» **Task instructions**:
Locate all lines in the data below that hold "index" and show them.

##### Material provided

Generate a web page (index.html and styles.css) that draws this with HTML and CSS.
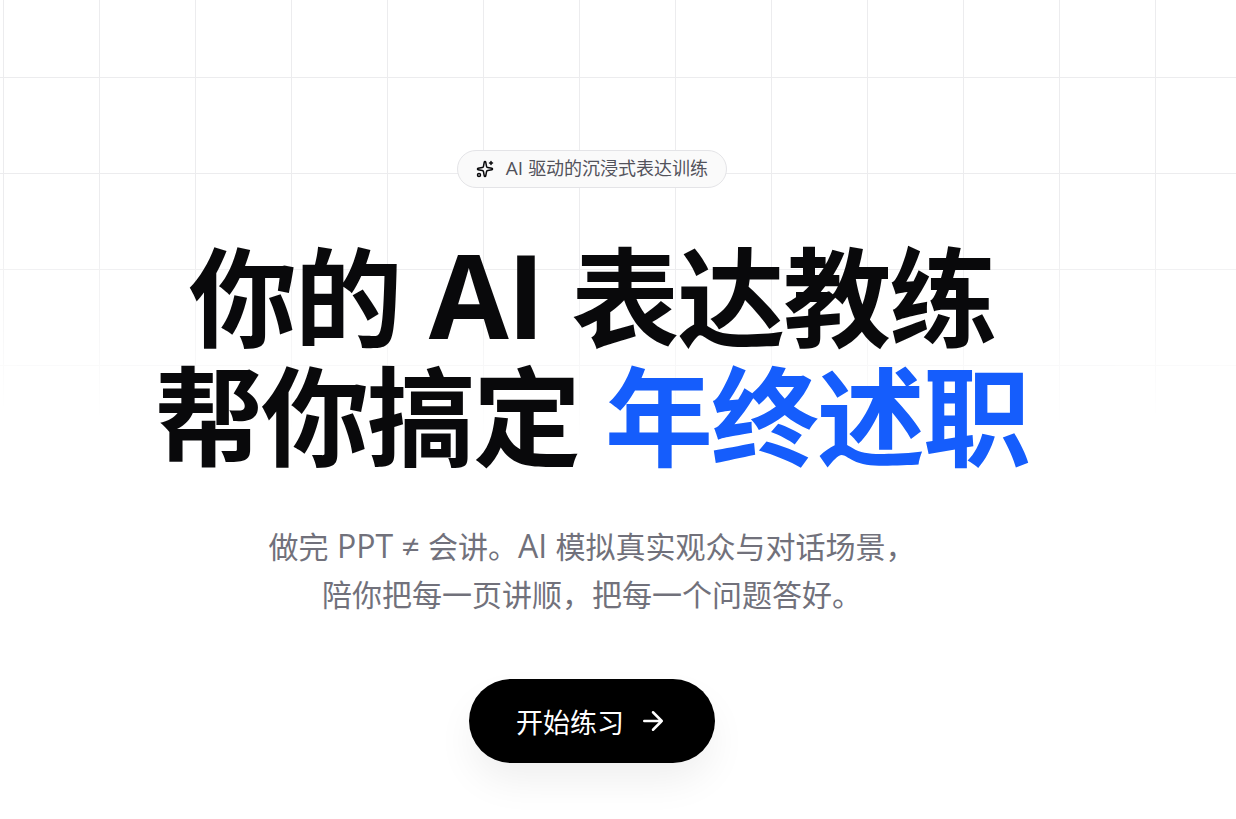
FILE: index.html
```html
<!DOCTYPE html>
<html lang="zh-CN">
<head>
<meta charset="utf-8">
<title>AI 表达教练</title>
<link rel="stylesheet" href="styles.css">
</head>
<body>
<main class="hero">
  <p class="badge">
    <svg class="badge-icon" viewBox="0 0 24 24" aria-hidden="true"><path d="M11.017 2.814a1 1 0 0 1 1.966 0l1.051 5.558a2 2 0 0 0 1.594 1.594l5.558 1.051a1 1 0 0 1 0 1.966l-5.558 1.051a2 2 0 0 0-1.594 1.594l-1.051 5.558a1 1 0 0 1-1.966 0l-1.051-5.558a2 2 0 0 0-1.594-1.594l-5.558-1.051a1 1 0 0 1 0-1.966l5.558-1.051a2 2 0 0 0 1.594-1.594zM20 2v4M22 4h-4"/><circle cx="4" cy="20" r="2"/></svg>
    <span class="badge-text"><span class="latin">AI </span>驱动的沉浸式表达训练</span>
  </p>
  <h1 class="title">你的<span class="latin"> AI </span>表达教练<br>帮你搞定 <span class="accent">年终述职</span></h1>
  <p class="lead">做完<span class="latin"> PPT ≠ </span>会讲。<span class="latin">AI </span>模拟真实观众与对话场景，<br>陪你把每一页讲顺，把每一个问题答好。</p>
  <button class="cta" type="button">开始练习
    <svg class="cta-icon" viewBox="0 0 24 24" aria-hidden="true"><path d="M5 12h14M12 5l7 7-7 7"/></svg>
  </button>
</main>
</body>
</html>
```
FILE: styles.css
```css
* { box-sizing: border-box; margin: 0; }
body {
  min-height: 100vh;
  background: #fff;
  color: #09090b;
  font-family: "Open Sans", "Noto Sans CJK SC", sans-serif;
}
.hero {
  position: relative;
  display: flex;
  flex-direction: column;
  align-items: center;
  min-height: 100vh;
  padding: 150px 52px 56px 0;
}
.hero::before {
  content: "";
  position: absolute;
  inset: 0;
  z-index: -1;
  background-image:
    linear-gradient(to right, #ececee 1px, transparent 1px),
    linear-gradient(to bottom, #ececee 1px, transparent 1px);
  background-size: 96px 96px;
  background-position: 3px 77px;
  mask-image: radial-gradient(ellipse 140% 440px at 50% 0, #000 58%, transparent 100%);
}
.badge {
  display: flex;
  align-items: center;
  gap: 12px;
  height: 38px;
  padding: 0 18px;
  border: 1px solid #e4e4e7;
  border-radius: 19px;
  background: #fafafa;
  color: #52525b;
  font-size: 18px;
  line-height: 24px;
}
.badge-text { padding-bottom: 3px; }
.badge .latin { font-size: 19px; }
.badge-icon { width: 18px; height: 18px; color: #09090b; }
svg { fill: none; stroke: currentColor; stroke-width: 2; stroke-linecap: round; stroke-linejoin: round; }
.title {
  margin-top: 47px;
  font-size: 108px;
  line-height: 119px;
  font-weight: 700;
  letter-spacing: -2px;
  text-align: center;
}
.title .latin { font-size: 116px; }
.accent { color: #155dfc; }
.lead {
  margin-top: 46px;
  color: #71717b;
  font-size: 30px;
  line-height: 48px;
  text-align: center;
}
.lead .latin { font-size: 32px; }
.cta {
  display: flex;
  align-items: center;
  gap: 14px;
  height: 84px;
  margin-top: 60px;
  padding: 0 47px;
  border: 0;
  border-radius: 42px;
  background: #000;
  color: #fff;
  font: 400 27px "Open Sans", "Noto Sans CJK SC", sans-serif;
  box-shadow: 0 20px 40px -4px #00000012;
}
.cta-icon { width: 30px; height: 30px; }
```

##########

» **Response**:
Generate a web page (index.html and styles.css) that draws this with HTML and CSS.
FILE: index.html
  z-index: -1;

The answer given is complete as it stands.